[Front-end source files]
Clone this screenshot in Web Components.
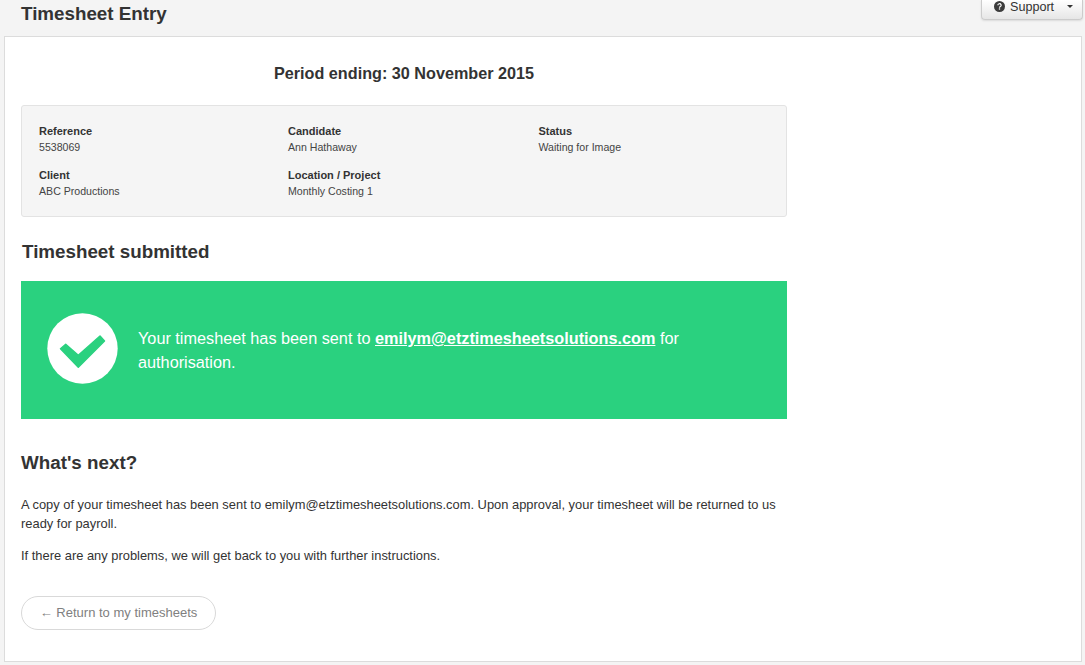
<!DOCTYPE html>
<html>
<head>
<meta charset="utf-8">
<title>Timesheet Entry</title>
<style>
  html, body { margin: 0; height: 100%; overflow: hidden; }
  body { background: #f4f4f4; color: #333; font-family: "Liberation Sans", Arial, sans-serif; }
</style>
</head>
<body>
<timesheet-app>
  <page-header slot="header" heading="Timesheet Entry"></page-header>
  <period-title>Period ending: 30 November 2015</period-title>
  <details-well>
    <detail-item label="Reference" value="5538069"></detail-item>
    <detail-item label="Candidate" value="Ann Hathaway"></detail-item>
    <detail-item label="Status" value="Waiting for Image"></detail-item>
    <detail-item label="Client" value="ABC Productions"></detail-item>
    <detail-item label="Location / Project" value="Monthly Costing 1"></detail-item>
  </details-well>
  <section-title top="24" bottom="18" indent="1">Timesheet submitted</section-title>
  <success-banner>Your timesheet has been sent to <a href="#">emilym@etztimesheetsolutions.com</a> for authorisation.</success-banner>
  <section-title top="33" bottom="21">What's next?</section-title>
  <next-steps>
    <p>A copy of your timesheet has been sent to emilym@etztimesheetsolutions.com. Upon approval, your timesheet will be returned to us ready for payroll.</p>
    <p>If there are any problems, we will get back to you with further instructions.</p>
  </next-steps>
  <return-button>Return to my timesheets</return-button>
</timesheet-app>

<script>
class TimesheetApp extends HTMLElement {
  constructor() {
    super();
    this.attachShadow({ mode: "open" });
    this.shadowRoot.innerHTML = `
      <style>
        :host { display: flex; flex-direction: column; height: 665px; }
        .panel {
          flex: none;
          height: 626px;
          box-sizing: border-box;
          margin: 0 3px 0 4px;
          padding: 0 16px;
          background: #fff;
          border: 1px solid #dcdcdc;
        }
        .content { width: 766px; }
      </style>
      <slot name="header"></slot>
      <div class="panel"><div class="content"><slot></slot></div></div>
    `;
  }
}

class PageHeader extends HTMLElement {
  constructor() {
    super();
    this.attachShadow({ mode: "open" });
    this.shadowRoot.innerHTML = `
      <style>
        :host { display: flex; justify-content: space-between; height: 36px; flex: none; padding-left: 21px; }
        h1 { margin: 0; font-size: 18.8px; line-height: 27px; font-weight: bold; color: #333; }
        button {
          display: flex; align-items: center; gap: 5px;
          height: 20px; width: 102px; box-sizing: border-box;
          margin-right: 2px; padding: 0 0 6px 12px;
          font: 12.6px "Liberation Sans", Arial, sans-serif; color: #333;
          background: linear-gradient(#fff, #e6e6e6);
          border: 1px solid #ccc; border-top: 0; border-radius: 0 0 4px 4px;
          box-shadow: 0 1px 2px rgba(0,0,0,.1);
        }
        svg { flex: none; }
        .caret { width: 0; height: 0; margin-left: 8px; border: 3px solid transparent; border-top-color: #333; border-bottom: 0; }
      </style>
      <h1></h1>
      <button>
        <svg width="11" height="11" viewBox="0 0 12 12">
          <circle cx="6" cy="6" r="6" fill="#3c3c3c"/>
          <path d="M4.2 4.7a1.8 1.7 0 1 1 2.7 1.4c-.6.4-.9.6-.9 1.2" fill="none" stroke="#fff" stroke-width="1.3"/>
          <rect x="5.3" y="8" width="1.4" height="1.4" fill="#fff"/>
        </svg>
        <span>Support</span><i class="caret"></i>
      </button>
    `;
  }

  connectedCallback() {
    this.shadowRoot.querySelector("h1").textContent = this.getAttribute("heading") || "";
  }
}

class PeriodTitle extends HTMLElement {
  constructor() {
    super();
    this.attachShadow({ mode: "open" });
    this.shadowRoot.innerHTML = `
      <style>
        :host { display: block; padding-top: 25px; text-align: center; font-size: 16.2px; line-height: 22px; font-weight: bold; color: #333; }
      </style>
      <slot></slot>
    `;
  }
}

class DetailsWell extends HTMLElement {
  constructor() {
    super();
    this.attachShadow({ mode: "open" });
    this.shadowRoot.innerHTML = `
      <style>
        :host {
          display: grid;
          grid-template-columns: 249px 250.5px 1fr;
          grid-auto-rows: 32px;
          align-content: start;
          row-gap: 12px;
          box-sizing: border-box;
          height: 112px;
          margin-top: 21px;
          padding: 17px 17px 0;
          background: #f5f5f5;
          border: 1px solid #e3e3e3;
          border-radius: 3px;
        }
      </style>
      <slot></slot>
    `;
  }
}

class DetailItem extends HTMLElement {
  constructor() {
    super();
    this.attachShadow({ mode: "open" });
    this.shadowRoot.innerHTML = `
      <style>
        :host { display: block; font-size: 10.6px; line-height: 16px; color: #444; }
        b { display: block; font-size: 11px; color: #333; }
      </style>
      <b></b><span></span>
    `;
  }

  connectedCallback() {
    this.shadowRoot.querySelector("b").textContent = this.getAttribute("label") || "";
    this.shadowRoot.querySelector("span").textContent = this.getAttribute("value") || "";
  }
}

class SectionTitle extends HTMLElement {
  constructor() {
    super();
    this.attachShadow({ mode: "open" });
    this.shadowRoot.innerHTML = `
      <style>
        :host { display: block; font-size: 18.8px; line-height: 22px; font-weight: bold; color: #333; }
      </style>
      <slot></slot>
    `;
  }

  connectedCallback() {
    this.style.marginTop = (this.getAttribute("top") || 0) + "px";
    this.style.marginBottom = (this.getAttribute("bottom") || 0) + "px";
    this.style.paddingLeft = (this.getAttribute("indent") || 0) + "px";
  }
}

class SuccessBanner extends HTMLElement {
  constructor() {
    super();
    this.attachShadow({ mode: "open" });
    this.shadowRoot.innerHTML = `
      <style>
        :host {
          display: flex; align-items: center; gap: 20px;
          height: 138px; box-sizing: border-box; padding: 0 100px 3px 26px;
          background: #2ad17f; color: #fff;
          font-size: 16.25px; line-height: 24px;
        }
        svg { flex: none; }
        div { padding-top: 3px; }
        ::slotted(a) { color: #fff; font-weight: bold; }
      </style>
      <svg width="71" height="71" viewBox="0 0 71 71">
        <circle cx="35.5" cy="35.5" r="35.2" fill="#fff"/>
        <polygon points="13.5,35.7 18.7,31.3 31.3,42.3 53,23 57.5,28 31.3,54.2" fill="#2ad17f" stroke="#2ad17f" stroke-width="1.5" stroke-linejoin="round"/>
      </svg>
      <div><slot></slot></div>
    `;
  }
}

class NextSteps extends HTMLElement {
  constructor() {
    super();
    this.attachShadow({ mode: "open" });
    this.shadowRoot.innerHTML = `
      <style>
        :host { display: block; font-size: 12.9px; line-height: 19px; color: #333; }
        ::slotted(p) { margin: 0 0 13px; }
      </style>
      <slot></slot>
    `;
  }
}

class ReturnButton extends HTMLElement {
  constructor() {
    super();
    this.attachShadow({ mode: "open" });
    this.shadowRoot.innerHTML = `
      <style>
        :host {
          display: inline-block; box-sizing: border-box;
          height: 34px; width: 195px; margin-top: 18px;
          border: 1px solid #d9d9d9; border-radius: 17px;
          text-align: center; font-size: 13px; line-height: 31px; color: #808080;
        }
      </style>
      &larr; <slot></slot>
    `;
  }
}

customElements.define("timesheet-app", TimesheetApp);
customElements.define("page-header", PageHeader);
customElements.define("period-title", PeriodTitle);
customElements.define("details-well", DetailsWell);
customElements.define("detail-item", DetailItem);
customElements.define("section-title", SectionTitle);
customElements.define("success-banner", SuccessBanner);
customElements.define("next-steps", NextSteps);
customElements.define("return-button", ReturnButton);
</script>
</body>
</html>
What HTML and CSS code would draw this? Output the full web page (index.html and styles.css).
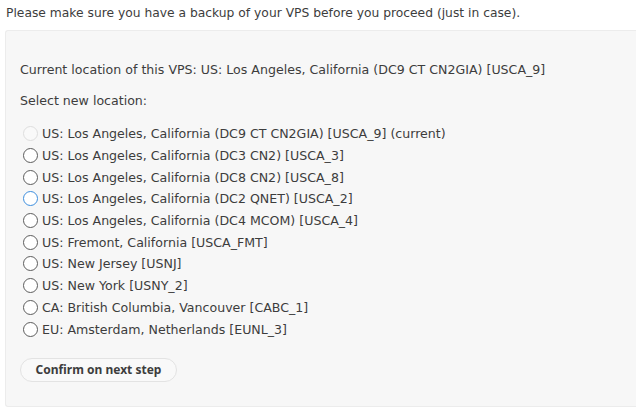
FILE: index.html
```html
<!DOCTYPE html>
<html>
<head>
<meta charset="utf-8">
<link rel="stylesheet" href="styles.css">
</head>
<body>
<p class="note">Please make sure you have a backup of your VPS before you proceed (just in case).</p>
<div class="panel">
  <p class="current">Current location of this VPS: US: Los Angeles, California (DC9 CT CN2GIA) [USCA_9]</p>
  <p class="select">Select new location:</p>
  <div class="options">
    <label class="opt disabled"><span class="radio"></span>US: Los Angeles, California (DC9 CT CN2GIA) [USCA_9] (current)</label>
    <label class="opt"><span class="radio"></span>US: Los Angeles, California (DC3 CN2) [USCA_3]</label>
    <label class="opt"><span class="radio"></span>US: Los Angeles, California (DC8 CN2) [USCA_8]</label>
    <label class="opt"><span class="radio hover"></span>US: Los Angeles, California (DC2 QNET) [USCA_2]</label>
    <label class="opt"><span class="radio"></span>US: Los Angeles, California (DC4 MCOM) [USCA_4]</label>
    <label class="opt"><span class="radio"></span>US: Fremont, California [USCA_FMT]</label>
    <label class="opt"><span class="radio"></span>US: New Jersey [USNJ]</label>
    <label class="opt"><span class="radio"></span>US: New York [USNY_2]</label>
    <label class="opt"><span class="radio"></span>CA: British Columbia, Vancouver [CABC_1]</label>
    <label class="opt"><span class="radio"></span>EU: Amsterdam, Netherlands [EUNL_3]</label>
  </div>
  <button class="btn">Confirm on next step</button>
</div>
</body>
</html>
```
FILE: styles.css
```css
html, body { margin: 0; padding: 0; background: #fff; }
body {
  font-family: "DejaVu Sans", Verdana, sans-serif;
  font-size: 12.6px;
  color: #3d3d3d;
  padding: 0 0 0 5px;
}
.note {
  margin: 0;
  padding: 4px 0 0 1px;
  height: 26px;
  line-height: 18px;
  font-size: 12.3px;
}
.panel {
  background: #f7f7f7;
  border: 1px solid #ececec;
  border-right: none;
  border-radius: 3px 0 0 3px;
  padding: 29px 0 24px 14px;
  height: 322px;
}
.current { margin: 0; line-height: 20px; }
.select { margin: 11px 0 0; line-height: 20px; }
.options { margin-top: 12px; display: flex; flex-direction: column; }
.opt { display: flex; align-items: center; height: 21.7px; }
.radio {
  width: 15px; height: 15px;
  box-sizing: border-box;
  border: 1px solid #5c5c5c;
  border-radius: 50%;
  background: #fff;
  margin: 0 4px 0 3px;
  flex: none;
}
.radio.hover { border-color: #3d8ede; }
.opt.disabled .radio { border-color: #dedede; background: #f9f9f9; }
.btn {
  display: block;
  margin-top: 18px;
  font-family: "Noto Sans", "Open Sans", sans-serif;
  font-size: 12px;
  font-weight: bold;
  color: #3d3d3d;
  background: #f9f9f9;
  border: 1px solid #e3e3e3;
  border-radius: 12px;
  height: 24px;
  width: 157px;
  padding: 0;
}
```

- **THE REQUEST**
Skip every picture and return the lines above from the top through the one that contains "</timesheet-app>".

- **WORKED SOLUTION**
Clone this screenshot in Web Components.
<!DOCTYPE html>
<html>
<head>
<meta charset="utf-8">
<title>Timesheet Entry</title>
<style>
  html, body { margin: 0; height: 100%; overflow: hidden; }
  body { background: #f4f4f4; color: #333; font-family: "Liberation Sans", Arial, sans-serif; }
</style>
</head>
<body>
<timesheet-app>
  <page-header slot="header" heading="Timesheet Entry"></page-header>
  <period-title>Period ending: 30 November 2015</period-title>
  <details-well>
    <detail-item label="Reference" value="5538069"></detail-item>
    <detail-item label="Candidate" value="Ann Hathaway"></detail-item>
    <detail-item label="Status" value="Waiting for Image"></detail-item>
    <detail-item label="Client" value="ABC Productions"></detail-item>
    <detail-item label="Location / Project" value="Monthly Costing 1"></detail-item>
  </details-well>
  <section-title top="24" bottom="18" indent="1">Timesheet submitted</section-title>
  <success-banner>Your timesheet has been sent to <a href="#">emilym@etztimesheetsolutions.com</a> for authorisation.</success-banner>
  <section-title top="33" bottom="21">What's next?</section-title>
  <next-steps>
    <p>A copy of your timesheet has been sent to emilym@etztimesheetsolutions.com. Upon approval, your timesheet will be returned to us ready for payroll.</p>
    <p>If there are any problems, we will get back to you with further instructions.</p>
  </next-steps>
  <return-button>Return to my timesheets</return-button>
</timesheet-app>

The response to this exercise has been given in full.